Red pillowi najbliżej jest do światopoglądu i wobec tego może być zaklasyfikowany jako prawicowy bądź lewicowy. Prawica patrzy na świat indywidualistycznie, widząc w każdym przede wszystkim jednostkę. Lewica zaś patrzy na świat kolektywistycznie, przez pryzmat przynależności do określonej grupy. To sprawia, iż lewica najpierw postrzega człowieka poprzez przynależność do grupy, a prawica widzi w pierwszej kolejności jednostkę, a później dostrzega różnice między rasami, płciami etc. W niektórych poglądach lewicowych dzieli się ludzi na żydów i aryjczyków, w innych na białych i murzynów, a w jeszcze innych na mężczyzn i kobiety. Do grona lewicy zaliczamy zatem feminizm oraz red pill, będący drugą stroną tego samego medalu. Według Warszawskiego, „drugą stroną medalu feministycznego to jest cuckserwatyzm”, z którego pozycji rzekomo pisaliśmy nasz artykuł. Pojęcie to było dla nas obce, ponieważ nie orientujemy się w lewicowej nowomowie, ale w książce Zgierskiego i Warszawskiego znaleźliśmy wyjaśnienie, iż jest to „pejoratywny termin (…), który ma na celu obrażanie i dyskredytowanie konserwatystów”. Obrazić nas Warszawski próbował także na portalu X, gdy podając dalej omawiany wyżej wywiad, napisał, że „cuckserwatyści w swojej narracji pokazują, że są de facto feministami”. Nadwiślański guru tzw. pigularzy pokazał przy tym, jak niespójne są jego wypowiedzi. Skoro okazuje się, iż cuckserwatyści są feministami, to jest to ta sama strona medalu, a nie druga.

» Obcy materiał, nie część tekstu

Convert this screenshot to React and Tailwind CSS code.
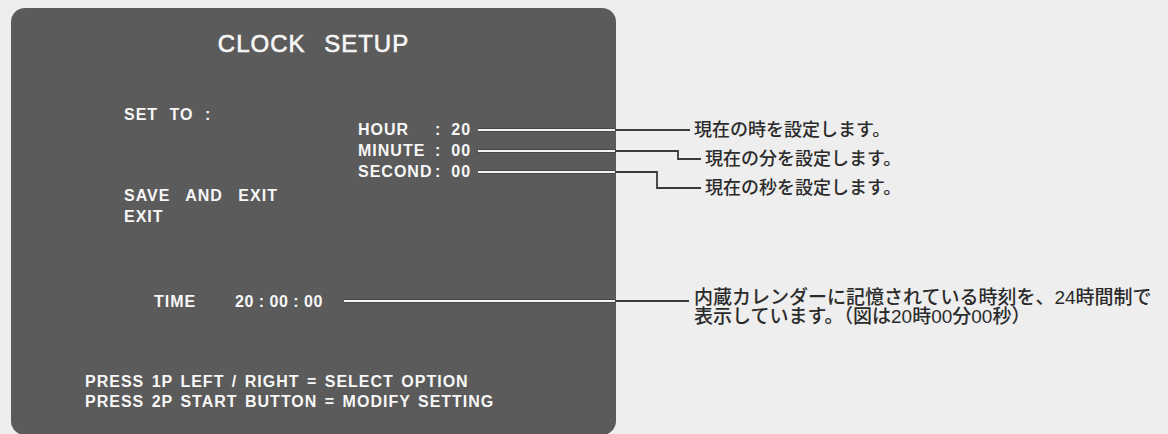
import React from 'react';

// leader lines from the screen menu to the notes on the right
const Leaders = () => (
  <svg
    className="absolute left-0 top-0 pointer-events-none"
    width="1168"
    height="434"
    viewBox="0 0 1168 434"
    fill="none"
  >
    <g stroke="#3a3a3a" strokeWidth="1.8">
      <path d="M478 130 H690" />
      <path d="M478 151 H678 V159 H701" />
      <path d="M478 172 H657 V188 H701" />
      <path d="M344 301 H689" />
    </g>
    <g stroke="#404040" strokeWidth="3.5">
      <path d="M478 130 H615" />
      <path d="M478 151 H615" />
      <path d="M478 172 H615" />
      <path d="M344 301 H615" />
    </g>
    <g stroke="#f4f4f4" strokeWidth="2">
      <path d="M478 130 H615" />
      <path d="M478 151 H615" />
      <path d="M478 172 H615" />
      <path d="M344 301 H615" />
    </g>
  </svg>
);

const Field = ({ label, value }) => (
  <div className="flex">
    <span className="w-[77px]">{label}</span>
    <span>:</span>
    <span className="ml-[10px]">{value}</span>
  </div>
);

const App = () => {
  return (
    <div className="relative w-[1168px] h-[434px] overflow-hidden bg-[#eeeeee] flex font-['Liberation_Sans',Arial,sans-serif]">
      {/* screen */}
      <div className="ml-[11px] mt-[8px] w-[605px] h-[427px] shrink-0 rounded-[14px] bg-[#5b5b5b] text-[#f7f7f7] flex flex-col">
        <h1 className="mt-[24px] text-center text-[24px] leading-[24px] font-normal tracking-[1px] [word-spacing:11px] [-webkit-text-stroke:0.6px_#f7f7f7]">
          CLOCK SETUP
        </h1>

        <div className="mt-[48px] flex pl-[113px] text-[16px] leading-[21px] font-bold tracking-[1px]">
          <div className="flex flex-col w-[234px]">
            <div className="[word-spacing:6px]">SET TO :</div>
            <div className="mt-[60px] [word-spacing:10px]">SAVE AND EXIT</div>
            <div>EXIT</div>
          </div>
          <div className="pt-[15px] flex flex-col">
            <Field label="HOUR" value="20" />
            <Field label="MINUTE" value="00" />
            <Field label="SECOND" value="00" />
          </div>
        </div>

        <div className="mt-[64px] flex pl-[143px] text-[16px] leading-[21px] font-bold tracking-[1px]">
          <span className="w-[81px]">TIME</span>
          <span className="tracking-[0.5px]">20 : 00 : 00</span>
        </div>

        <div className="mt-[60px] pl-[74px] text-[16px] leading-[20px] font-bold tracking-[1px] [word-spacing:2px]">
          <div>PRESS 1P LEFT / RIGHT = SELECT OPTION</div>
          <div>PRESS 2P START BUTTON = MODIFY SETTING</div>
        </div>
      </div>

      {/* notes */}
      <div className="ml-[78px] flex flex-col text-[#2b2b2b] font-medium font-['Liberation_Sans','Noto_Sans_CJK_JP',sans-serif]">
        <div className="mt-[116px] text-[18px] leading-[29px]">
          <div>現在の時を設定します。</div>
          <div className="pl-[11px]">現在の分を設定します。</div>
          <div className="pl-[11px]">現在の秒を設定します。</div>
        </div>
        <div className="mt-[85px] text-[19px] leading-[19px]">
          <div>内蔵カレンダーに記憶されている時刻を、24時間制で</div>
          <div>表示しています。（図は20時00分00秒）</div>
        </div>
      </div>

      <Leaders />
    </div>
  );
};

export default App;
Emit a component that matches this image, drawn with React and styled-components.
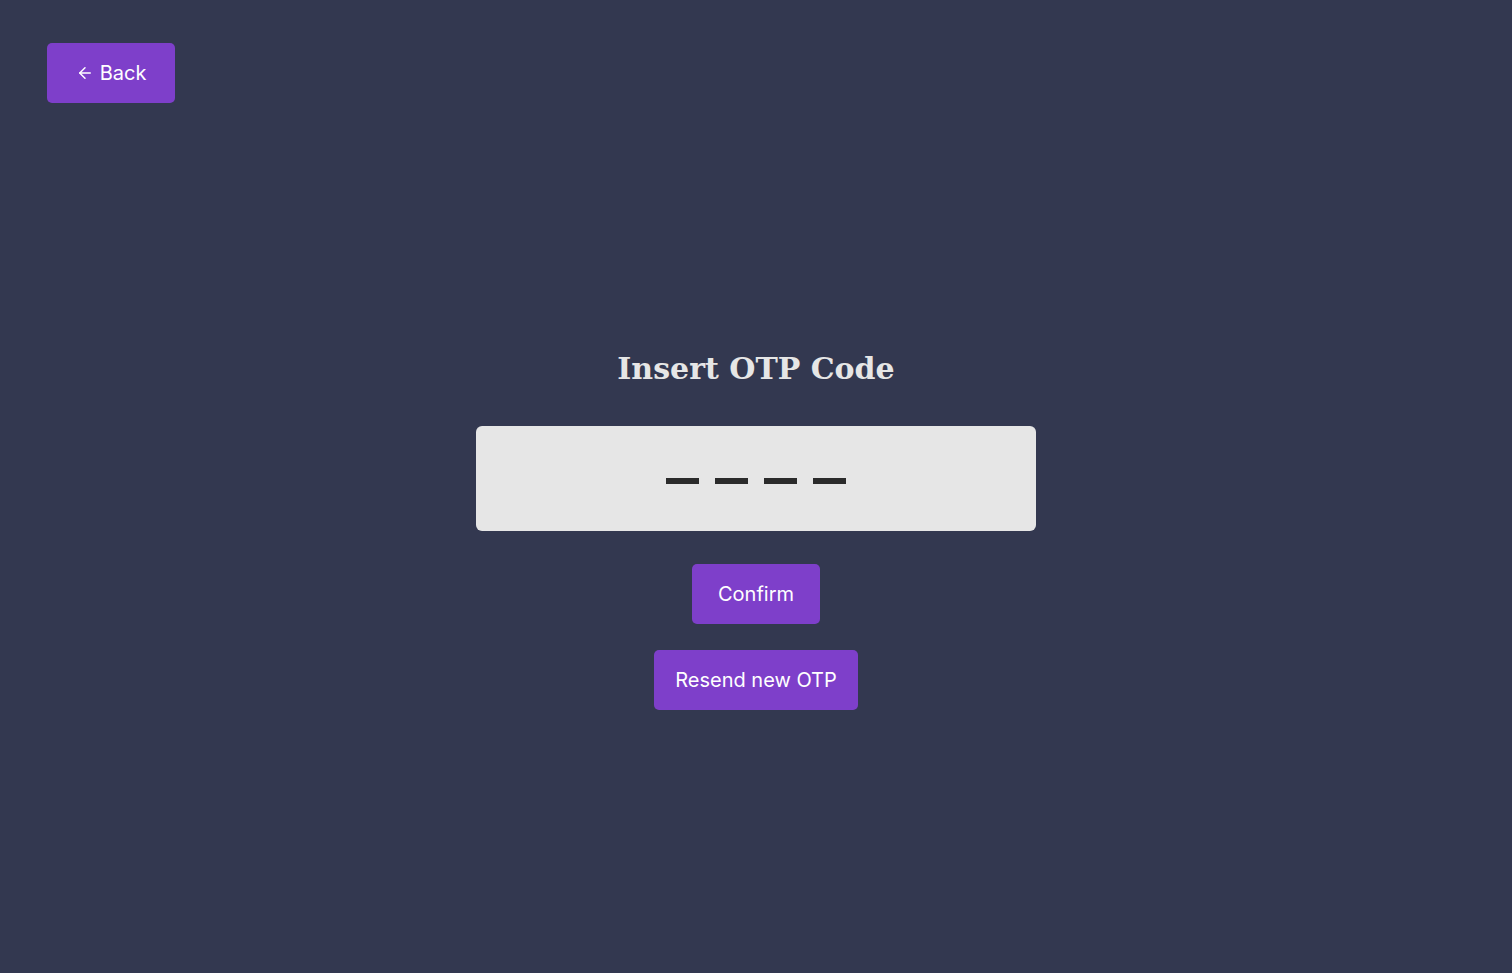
import styled, { createGlobalStyle } from "styled-components";
import { ArrowLeft } from "lucide-react";

const GlobalStyle = createGlobalStyle`
  html, body {
    margin: 0;
    padding: 0;
    background: #333850;
  }
  * {
    box-sizing: border-box;
  }
`;

const Page = styled.div`
  min-height: 100vh;
  background: #333850;
  padding: 43px 47px;
  font-family: Inter, "Noto Sans", sans-serif;
`;

const Button = styled.button`
  display: inline-flex;
  align-items: center;
  justify-content: center;
  gap: 6px;
  height: 60px;
  width: ${(p) => p.$width}px;
  background: #7e3fca;
  color: #fff;
  border: none;
  border-radius: 5px;
  font-family: Inter, "Noto Sans", sans-serif;
  font-size: 20px;
  cursor: pointer;
  padding: 0;

  &:hover {
    background: #7136b8;
  }
`;

const Main = styled.main`
  display: flex;
  flex-direction: column;
  align-items: center;
  margin-top: 247px;
`;

const Title = styled.h1`
  margin: 0;
  font-family: "DejaVu Serif", "Liberation Serif", serif;
  font-weight: bold;
  font-size: 30px;
  line-height: 38px;
  color: #e6e6e6;
`;

const CodeBox = styled.div`
  margin-top: 38px;
  width: 560px;
  height: 105px;
  background: #e6e6e6;
  border-radius: 6px;
  display: flex;
  align-items: center;
  justify-content: center;
  gap: 16px;
  padding-top: 5px;
`;

const Dash = styled.span`
  width: 33px;
  height: 6px;
  background: #2b2b2b;
`;

const Actions = styled.div`
  display: flex;
  flex-direction: column;
  align-items: center;
  gap: 26px;
  margin-top: 33px;
`;

export default function App() {
  return (
    <Page>
      <GlobalStyle />
      <Button $width={128}>
        <ArrowLeft size={18} strokeWidth={2} />
        Back
      </Button>
      <Main>
        <Title>Insert OTP Code</Title>
        <CodeBox>
          {[0, 1, 2, 3].map((i) => (
            <Dash key={i} />
          ))}
        </CodeBox>
        <Actions>
          <Button $width={128}>Confirm</Button>
          <Button $width={204}>Resend new OTP</Button>
        </Actions>
      </Main>
    </Page>
  );
}
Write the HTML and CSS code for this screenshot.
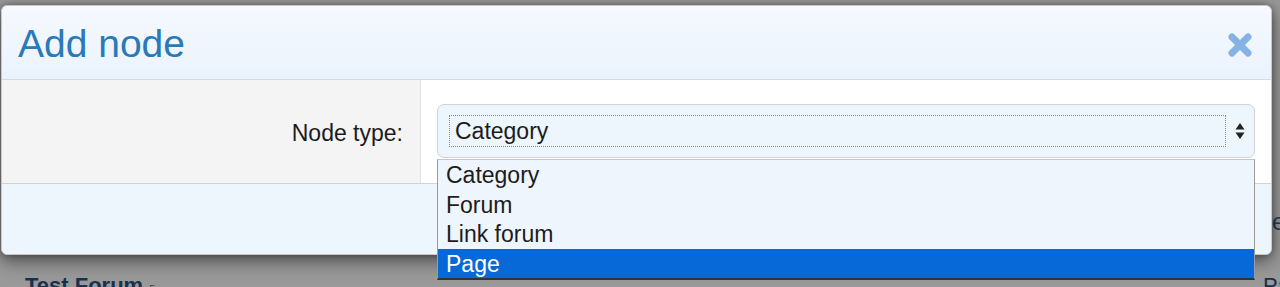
FILE: index.html
```html
<!DOCTYPE html>
<html>
<head>
<meta charset="utf-8">
<title>Add node</title>
<link rel="stylesheet" href="styles.css">
</head>
<body>

<div class="page">
	<div class="pageSide">Pe</div>
	<div class="pageRow">
		<span class="forumTitle">Test Forum <small>5</small></span>
		<span class="pageRight">Pa</span>
	</div>
</div>

<div class="overlay"></div>

<div class="dialog">
	<div class="dialogHead">
		<h2>Add node</h2>
		<a class="close" href="#" title="Close">
			<svg width="26" height="26" viewBox="0 0 26 26">
				<path d="M5 5 L21 21 M21 5 L5 21" stroke="#85b4e4" stroke-width="7" stroke-linecap="round"/>
			</svg>
		</a>
	</div>

	<div class="formRow">
		<div class="formLabel">Node type:</div>
		<div class="formField">
			<div class="selectBox">
				<span class="selectValue">Category</span>
				<svg class="selectArrows" width="10" height="18" viewBox="0 0 10 18">
					<path d="M5 1 L9.5 7.5 H0.5 Z M5 17 L9.5 10.5 H0.5 Z" fill="#222"/>
				</svg>
			</div>
		</div>
	</div>

	<div class="dialogFoot"></div>

	<ul class="dropList">
		<li>Category</li>
		<li>Forum</li>
		<li>Link forum</li>
		<li class="active">Page</li>
	</ul>
</div>

</body>
</html>
```

FILE: styles.css
```css
* {margin:0; padding:0; box-sizing:border-box;}

body {background:#c4c4c4; font-family:"Liberation Sans", Arial, sans-serif; height:287px; overflow:hidden; position:relative;}

.page {height:287px; position:relative;}
.pageSide {position:absolute; left:1256px; top:208px; color:#2b4d72; font-size:24px;}
.pageRow {position:absolute; left:25px; top:273px; width:1300px; display:flex; justify-content:space-between;}
.forumTitle {color:#1f3f66; font-weight:bold; font-size:22px;}
.forumTitle small {font-size:11px; font-weight:normal; color:#555;}
.pageRight {color:#1f3f66; font-size:22px; margin-right:35px;}

.overlay {position:absolute; left:0; top:0; right:0; bottom:0; background:rgba(0,0,0,0.22);}

.dialog {position:absolute; left:1px; top:5px; width:1271px; height:250px; background:#edf5fd; border:1px solid #c8c8c8; border-radius:6px; box-shadow:0 6px 18px rgba(0,0,0,0.5), 0 0 6px rgba(0,0,0,0.3); display:flex; flex-direction:column;}

.dialogHead {height:74px; flex:none; display:flex; align-items:center; justify-content:space-between; padding:0 18px 0 16px; background:linear-gradient(#f6f9fe, #eaf3fd); border-bottom:1px solid #dadada; border-radius:6px 6px 0 0;}
.dialogHead h2 {font-weight:normal; font-size:39px; color:#2a79b8; margin-top:3px;}
.close {display:block; width:26px; height:26px; margin-top:5px;}
.close svg {display:block;}

.formRow {height:104px; flex:none; display:flex; border-bottom:1px solid #d2d2d2; background:#fff;}
.formLabel {width:419px; background:#f4f4f4; border-right:1px solid #e2e2e2; text-align:right; padding:40px 17px 0 0; font-size:23px; color:#1c1c1c;}
.formField {flex:1; padding:24px 16px 0 16px;}

.selectBox {height:54px; width:818px; border:1px solid #d3d3d3; border-radius:7px; background:#edf5fd; display:flex; align-items:center; padding:0 9px 0 11px;}
.selectValue {flex:1; height:32px; border:1px dotted #8a8a8a; font-size:23px; line-height:30px; padding-left:5px; color:#1c1c1c;}
.selectArrows {margin-left:9px;}

.dialogFoot {flex:1; background:#edf5fd; border-radius:0 0 6px 6px;}

.dropList {position:absolute; left:435px; top:153px; width:818px; list-style:none; background:#eef5fd; border:1px solid #9a9a9a; border-bottom:2px solid #333; border-top-color:#c6c6c6;}
.dropList li {height:29.5px; line-height:31px; padding-left:8px; font-size:23px; color:#1c1c1c;}
.dropList li.active {background:#0769d7; color:#fff;}
```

Odnosząc się do obserwacji, że piewcy red pillu „prezentują konkretne propozycje, niemające nic wspólnego z wolnościowością”, Warszawski przyznał, iż „z Czerwonej Pigułki można wysnuć wniosek, że człowiek nie jest gatunkiem, który byłby w stanie funkcjonować w anarchokapitalizmie”. W innym z wywiadów ze Zgierskim odszedł jeszcze dalej od koncepcji wolnościowych, krytykując wizję libertariańskiego państwa.

Oceniając nasz artykuł, Warszawski uznał, iż zgadzamy się z feministkami, że należy koncentrować się na dobrostanie kobiet. Pokazuje to, jak w soczewce podejście, jakie prezentują redpillowcy. Jeżeli ktoś nie zgadza się z ich światopoglądem, to z automatu jest zaliczany co najmniej do cuckserwatystów, a nawet przebrzydłych feministów. Jeżeli ktoś nie zgadza się z prezentowanym przez nich podejściem do kobiet, to oznacza, iż każdą z nich chciałby traktować niczym Matkę Boską. We wcześniejszym wywiadzie dla „Najwyższego CZAS!”-u Warszawski powiedział, że „red pill jest ciężko krytykować merytorycznie”. Po napisaniu dwóch polemicznych wobec Czerwonej Pigułki artykułów musimy kolejny raz wyrazić zdanie odrębne.